The saddest part is the gradual obliteration of the functional aspect. You cannot find the ghada, the oval shaped pot, or the elegant surahi, which really cools water to the degree that is best for quenching thirst. Twenty years ago, you found the ghada with a water tap (potters turning practical) in many middle-class homes. Now, the stainless steel or aluminium or plastic container is the preferred choice. Even in villages, where the Gujarati seasonal delicacy Undhyu was cooked in an earthern pot, only the poorest of the poor use mud ware. If it is steel or aluminium for cooking, it is plastic for storage. The potter's product lives in cities, where it is an inalienable part of ethnic chic - of the chatai, Rajasthani pichwai, Gurjari floor cushions and Bankura horse look.

But the potter's wheel has attracted acclaimed artists too. The unassuming, everyday article of domestic use - a water jug, a mug, a plate et al - attracted Picasso's inventive genius.
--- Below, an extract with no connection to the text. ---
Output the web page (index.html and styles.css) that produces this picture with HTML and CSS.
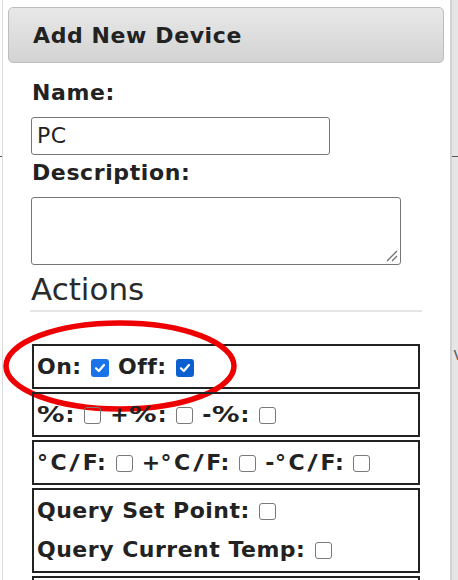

He may not have turned the wheel but transformed these intimate articles into surreal, cubist sculptures. Like the other great Spanish artist Joan Miro, pottery drew Picasso to his Mediterranean, classical roots. A similar blending of art and craft has not happened in India. The master artist and master craftsman have remained separate identities, with the vast chasm of status, recognition and monetary benefits yawning between them. Only middlemen and designer labels thrive.